At OpenPrescribing we anticipate that our results will not always be exactly the same as those displayed on alternative data analysis platforms due to two main reasons:

1. the other platform is using a different source dataset,

2. analysts have made different analytic choices in the alternative data analysis platform to what we have made on OpenPrescribing.

In the first of this two part blog series we will walk through why differences in the source dataset can make results, sometimes, look a little bit different.

Is the source dataset you are using the same?

At OpenPrescribing we use community pharmacy reimbursement data to deliver our products that illustrate prescribing in England. These data are owned by the National Health Service Business Services Authority (NHSBSA). Briefly the NHSBSA is responsible for paying community pharmacies for the drugs they supply. Consequently, the BSA has a substantial amount of data on what medicines have been prescribed, by who and how much has been paid for them. The NHSBSA then makes various subsets of this data available. Some data are available privately within the NHS (e.g. via a system called ePACT2 and Medicines dispensed in Primary Care NHS Business Services Authority data) and some are openly available.

At OpenPrescribing we use two openly available datasets the (English Prescribing dataset (EPD) and the Prescription Cost Analysis (PCA) which are available in the Community Prescribing & Dispensing section of the NHSBSA Open Data Portal.

What is the difference between PCA and the EPD?

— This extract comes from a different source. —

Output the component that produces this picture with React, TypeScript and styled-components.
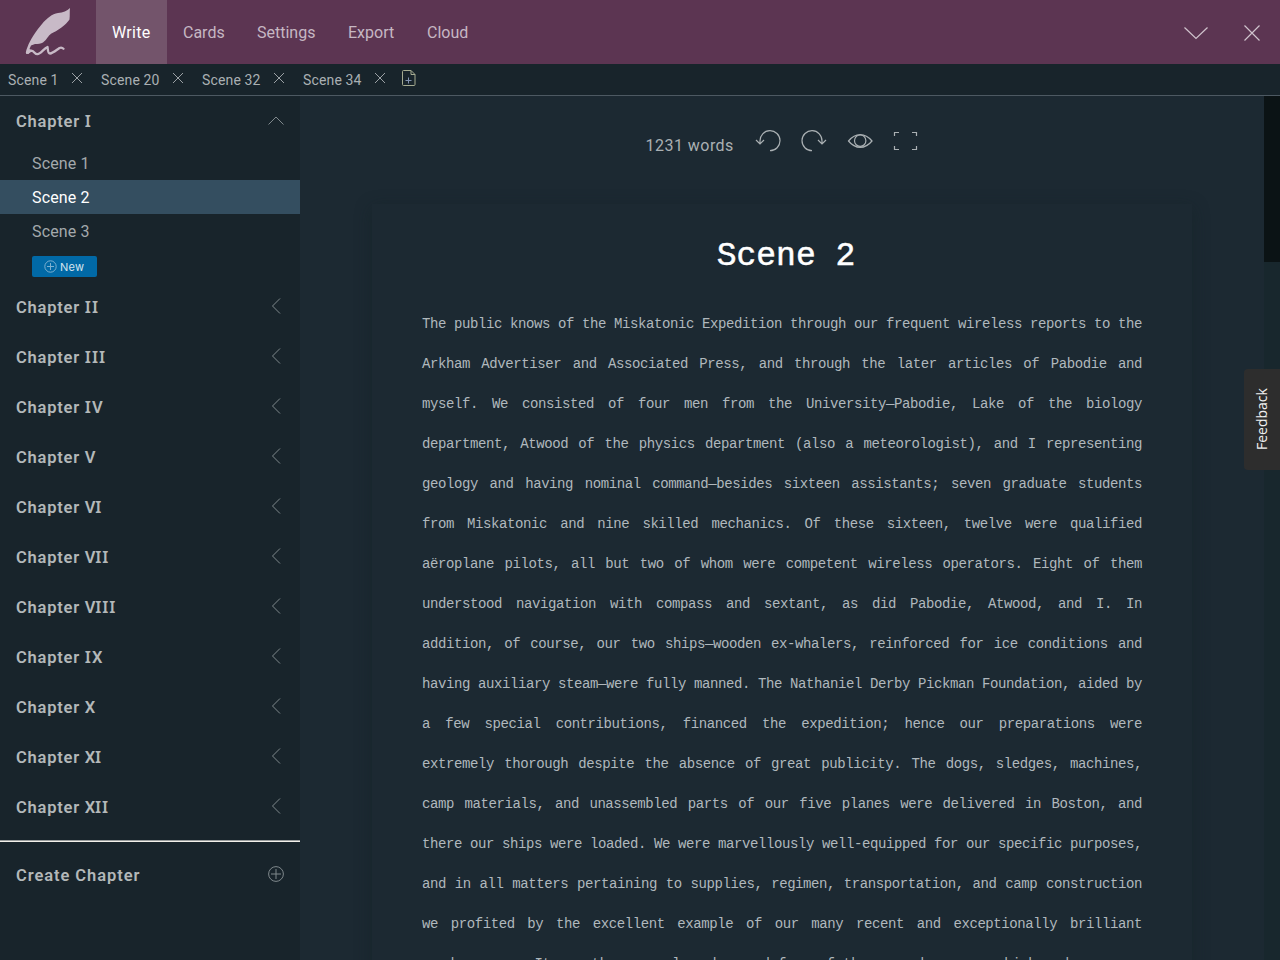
import React from "react";
import styled, { createGlobalStyle } from "styled-components";

const Global = createGlobalStyle`
  * { box-sizing: border-box; }
  html, body { margin: 0; height: 960px; overflow: hidden; background: #1c2932; }
  body { font-family: Roboto, "Liberation Sans", sans-serif; font-size: 16px; color: #aab0b3; }
  svg { flex: none; }
`;

const Page = styled.div`
  display: flex;
  flex-direction: column;
  width: 1280px;
  height: 960px;
  overflow: hidden;
  position: relative;
`;
const Header = styled.header`
  flex: none;
  height: 64px;
  display: flex;
  background: #5c3552;
`;
const Logo = styled.div`
  width: 96px;
  height: 64px;
`;
const Nav = styled.nav`
  display: flex;
  flex: 1;
`;
const NavItem = styled.a<{ $w: number; $ls: number; $active?: boolean }>`
  width: ${(p) => p.$w}px;
  height: 64px;
  padding-left: 16px;
  line-height: 65px;
  white-space: nowrap;
  letter-spacing: ${(p) => p.$ls}px;
  color: ${(p) => (p.$active ? "#fff" : "#c6b7c3")};
  background: ${(p) => (p.$active ? "#73546b" : "transparent")};
`;
const WindowActions = styled.div`
  display: flex;
  align-items: center;
  gap: 36px;
  padding: 1px 20px 0 0;
  color: #d0c3cd;
`;
const TabBar = styled.div`
  flex: none;
  height: 32px;
  display: flex;
  background: #18242b;
  border-bottom: 1px solid #4d5962;
  padding-left: 8px;
`;
const Tab = styled.div<{ $w: number }>`
  display: flex;
  justify-content: space-between;
  width: ${(p) => p.$w}px;
  height: 31px;
  margin-right: 18px;
  font-size: 14px;
  line-height: 32px;
  white-space: nowrap;
  letter-spacing: 0.15px;
  svg { margin-top: 8px; }
`;
const AddTab = styled.div`
  margin: 6px 0 0 -2px;
  line-height: 0;
`;
const Body = styled.div`
  flex: 1;
  min-height: 0;
  display: flex;
`;
const Sidebar = styled.aside`
  width: 300px;
  background: #18242b;
`;
const ChapterRow = styled.div`
  height: 50px;
  padding: 0 16px;
  display: flex;
  align-items: center;
  justify-content: space-between;
  font-size: 16.5px;
  line-height: 20px;
  font-weight: 600;
  letter-spacing: 0.78px;
  color: #b3b8b9;
  > span { padding-top: 2px; }
  svg { color: #7f888c; margin-bottom: 2px; }
`;
const Numeral = styled.span`
  letter-spacing: -0.4px;
`;
const SerifI = styled.span`
  font-family: "Noto Sans", sans-serif;
  line-height: 1;
  letter-spacing: 0.95px;
`;
const CreateLabel = styled.span`
  letter-spacing: 0.93px;
`;
const SceneRow = styled.div<{ $active?: boolean }>`
  height: 34px;
  line-height: 35px;
  padding-left: 32px;
  letter-spacing: 0.15px;
  color: ${(p) => (p.$active ? "#fff" : "#a3a9ac")};
  background: ${(p) => (p.$active ? "#344e60" : "transparent")};
`;
const NewButton = styled.button`
  display: flex;
  align-items: center;
  gap: 3px;
  width: 65px;
  height: 21px;
  margin: 8px 0 5px 32px;
  padding: 0 0 0 12px;
  border: 0;
  border-radius: 2px;
  background: #0169a6;
  color: #d5e4ee;
  font: 11px Inter, sans-serif;
  letter-spacing: 0.3px;
  svg { color: #7db0d0; }
`;
const Divider = styled.div`
  height: 2px;
  margin: 8px 0;
  border-top: 1px solid #999d9d;
  background: #f2f0ea;
`;
const Editor = styled.main`
  flex: 1;
  overflow: hidden;
  display: flex;
  flex-direction: column;
  align-items: center;
`;
const Toolbar = styled.div`
  flex: none;
  height: 108px;
  width: 273px;
  padding-top: 32px;
  display: flex;
  align-items: flex-start;
  gap: 20px;
`;
const WordCount = styled.span`
  flex: none;
  width: 89px;
  line-height: 35px;
  white-space: nowrap;
  letter-spacing: 0.47px;
`;
const Sheet = styled.article`
  width: 820px;
  height: 1200px;
  flex: none;
  padding: 33px 50px;
  box-shadow: 0 4px 16px rgba(18, 34, 36, 0.45);
  font-family: "Liberation Mono", monospace;
`;
const Title = styled.h1`
  margin: 0;
  padding-left: 8px;
  height: 67px;
  line-height: 40px;
  text-align: center;
  font-size: 33px;
  font-weight: 400;
  color: #fff;
  -webkit-text-stroke: 0.5px #fff;
`;
const Prose = styled.p`
  margin: 0;
  width: 720px;
  text-align: justify;
  font-size: 14px;
  line-height: 40px;
  letter-spacing: -0.405px;
  color: #b0b8bd;
`;
const ScrollTrack = styled.div`
  width: 16px;
  background: #18272d;
`;
const ScrollThumb = styled.div`
  height: 166px;
  background: #0b1315;
`;
const Feedback = styled.div`
  position: absolute;
  right: 0;
  top: 369px;
  width: 36px;
  height: 101px;
  padding-left: 2px;
  border-radius: 0 4px 4px 0;
  background: #2d2d2d;
  color: #f0f0f0;
  display: flex;
  align-items: center;
  justify-content: center;
  writing-mode: vertical-rl;
  transform: rotate(180deg);
  font: 14px "Open Sans", sans-serif;
`;

type IconProps = { w: number; h: number; d: string; sw?: number; children?: React.ReactNode };
const Icon = ({ w, h, d, sw = 1, children }: IconProps) => (
  <svg width={w} height={h} viewBox={`0 0 ${w} ${h}`} fill="none" stroke="currentColor" strokeWidth={sw}>
    <path d={d} />
    {children}
  </svg>
);
const CloseSmall = () => <Icon w={12} h={12} d="M1 1L11 11M11 1L1 11" sw={0.9} />;

const nav = [
  { t: "Write", w: 71, ls: 0.3, active: true },
  { t: "Cards", w: 74, ls: 0 },
  { t: "Settings", w: 91, ls: 0 },
  { t: "Export", w: 79, ls: 0 },
  { t: "Cloud", w: 80, ls: 0 },
];
const tabs = [
  { t: "Scene 1", w: 75 },
  { t: "Scene 20", w: 83 },
  { t: "Scene 32", w: 83 },
  { t: "Scene 34", w: 83 },
];
const chapters = ["II", "III", "IV", "V", "VI", "VII", "VIII", "IX", "X", "XI", "XII"];

const ChapterName = ({ n }: { n: string }) => (
  <span>
    Chapter{" "}
    <Numeral>{n.split(/(I+)/).map((part, i) => (part.startsWith("I") ? <SerifI key={i}>{part}</SerifI> : part))}</Numeral>
  </span>
);

export default function App() {
  return (
    <Page>
      <Global />
      <Header>
        <Logo>
          <svg width="96" height="64" viewBox="0 0 96 64">
            <path
              fill="#c8bac7"
              d="M70 8C67 11 63 12.5 58 13C52 14 47 18 42 24C36 31 30 40 27.5 47C26.3 50 25.7 52 26 53.5L28.5 54L32 50.5L29.5 49L31 45.5L35 44L30.5 43.7C35 44.5 40 44 43 42.5C47 39.5 48 36 51 33.8C57 31 66 25 69.5 19.5C70 15 69.5 12 70 8Z"
            />
            <path
              fill="none"
              stroke="#c8bac7"
              strokeWidth="2.3"
              strokeLinecap="round"
              strokeLinejoin="round"
              d="M27 52.8Q29.5 50.5 32 50.8C34 51 35 54.5 37.5 54.2C40.5 54 44 48.5 47.5 47C48 49 47.5 53.5 50 53.5C53 53.2 57 49.5 59.5 48C61 47.3 62.5 47.8 63.5 48.8"
            />
          </svg>
        </Logo>
        <Nav>
          {nav.map((n) => (
            <NavItem key={n.t} $w={n.w} $ls={n.ls} $active={n.active}>{n.t}</NavItem>
          ))}
        </Nav>
        <WindowActions>
          <Icon w={24} h={14} d="M0.5 1.5L12 12.5L23.5 1.5" sw={1.2} />
          <Icon w={16} h={16} d="M0.5 0.5L15.5 15.5M15.5 0.5L0.5 15.5" sw={1.2} />
        </WindowActions>
      </Header>
      <TabBar>
        {tabs.map((t) => (
          <Tab key={t.t} $w={t.w}>
            <span>{t.t}</span>
            <CloseSmall />
          </Tab>
        ))}
        <AddTab>
          <svg width="14" height="17" viewBox="0 0 14 17" fill="none" stroke="#a5ab91">
            <path d="M9 0.5H1.5Q0.5 0.5 0.5 1.5V14.5Q0.5 15.5 1.5 15.5H12Q13 15.5 13 14.5V4.5ZM9 0.5V4.5H13" />
            <path stroke="#8494b2" d="M3.5 10.5H9.5M6.5 7.5V13.5" />
          </svg>
        </AddTab>
      </TabBar>
      <Body>
        <Sidebar>
          <ChapterRow>
            <ChapterName n="I" />
            <Icon w={16} h={9} d="M0.5 8.5L8 1L15.5 8.5" />
          </ChapterRow>
          <SceneRow>Scene 1</SceneRow>
          <SceneRow $active>Scene 2</SceneRow>
          <SceneRow>Scene 3</SceneRow>
          <NewButton>
            <Icon w={13} h={13} d="M3 6.5H10M6.5 3V10"><circle cx="6.5" cy="6.5" r="5.7" /></Icon>
            New
          </NewButton>
          {chapters.map((c) => (
            <ChapterRow key={c}>
              <ChapterName n={c} />
              <Icon w={12} h={16} d="M8 0.5L0.5 8L8 15.5" />
            </ChapterRow>
          ))}
          <Divider />
          <ChapterRow>
            <CreateLabel>Create Chapter</CreateLabel>
            <Icon w={16} h={16} d="M3 8H13M8 3V13"><circle cx="8" cy="8" r="7.4" /></Icon>
          </ChapterRow>
        </Sidebar>
        <Editor>
          <Toolbar>
            <WordCount>1231 words</WordCount>
            <Icon w={26} h={26} d="M5 15.5V13A10 10 0 1 1 15 22.7M1 12L5 16L9 12" sw={1.2} />
            <Icon w={26} h={26} d="M21 15.5V13A10 10 0 1 0 11 22.7M17 12L21 16L25 12" sw={1.2} />
            <Icon w={26} h={26} d="M1.5 13C8.5 4.5 18 4.5 25 13C18 21.5 8.5 21.5 1.5 13Z" sw={1.2}>
              <circle cx="13.2" cy="12.7" r="5.7" />
            </Icon>
            <Icon w={26} h={26} d="M1.5 8V4.5H6M19 4.5H23.5V8M23.5 18V21.5H19M6 21.5H1.5V18" sw={1.2} />
          </Toolbar>
          <Sheet>
            <Title>Scene 2</Title>
            <Prose>
              The public knows of the Miskatonic Expedition through our frequent wireless reports to the Arkham
              Advertiser and Associated Press, and through the later articles of Pabodie and myself. We consisted of
              four men from the University—Pabodie, Lake of the biology department, Atwood of the physics department
              (also a meteorologist), and I representing geology and having nominal command—besides sixteen
              assistants; seven graduate students from Miskatonic and nine skilled mechanics. Of these sixteen, twelve
              were qualified aëroplane pilots, all but two of whom were competent wireless operators. Eight of them
              understood navigation with compass and sextant, as did Pabodie, Atwood, and I. In addition, of course,
              our two ships—wooden ex-whalers, reinforced for ice conditions and having auxiliary steam—were fully
              manned. The Nathaniel Derby Pickman Foundation, aided by a few special contributions, financed the
              expedition; hence our preparations were extremely thorough despite the absence of great publicity. The
              dogs, sledges, machines, camp materials, and unassembled parts of our five planes were delivered in
              Boston, and there our ships were loaded. We were marvellously well-equipped for our specific purposes,
              and in all matters pertaining to supplies, regimen, transportation, and camp construction we profited by
              the excellent example of our many recent and exceptionally brilliant predecessors. It was the unusual
              number and fame of these predecessors which made our own expedition—ample though it was—so little
              noticed by the world at large.
            </Prose>
          </Sheet>
        </Editor>
        <ScrollTrack>
          <ScrollThumb />
        </ScrollTrack>
      </Body>
      <Feedback>Feedback</Feedback>
    </Page>
  );
}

The NHSBSA describe the differences between the two datasets in the Coherence and Comparability section of their methodology for PCA data here. Whilst these two datasets sound similar they actually contain quite different underlying data. In the following paragraphs we briefly set out how they are different. This might be helpful if you are using another dataset and want to think through how your results may expectedly differ from OpenPrescribing.

The EPD can be considered a prescribing view (although it still only includes medications which were dispensed). It shows the prescribing organisation and the item that was written on the prescription form. It is generated from prescriptions that have been prescribed in England (clue is in the name!) but could have been dispensed in England, Wales, Scotland, Guernsey, Alderney, Jersey, and the Isle of Man. These data are available down to practice-level. More details on the EPD methodology can be found here.

Whereas, the PCA focuses on dispensing. It shows the item that is most likely to have been dispensed (which is sometimes different to what was prescribed). PCA data contains all prescription items dispensed in the community in England on a monthly basis and submitted to the NHSBSA for reimbursement. In this dataset, the prescription could have been prescribed elsewhere in the UK. PCA data is only available down to Integrated Care Board level. More details on the PCA methodology can be found here.

Source Dataset Summary

Whilst the underlying data owned by the NHSBSA may originate from the same community pharmacy reimbursement data, there are different subsets of these data. These subsets have some key differences which mean that there will often be differences in reported results. Therefore when comparing results between data analysis platforms, it is always important to check which source dataset has been used.

In our next blog we will discuss how different data analysis platforms such as OpenPrescribing, which ‘sit on top’ of all or part of the underlying data and are used to analyse and visualise the underlying source dataset, may report different results. The people running each platform will make different analytic choices for data preparation, analysis and visualisation, which can mean that, even though the source dataset is the same, the results that are reported are different.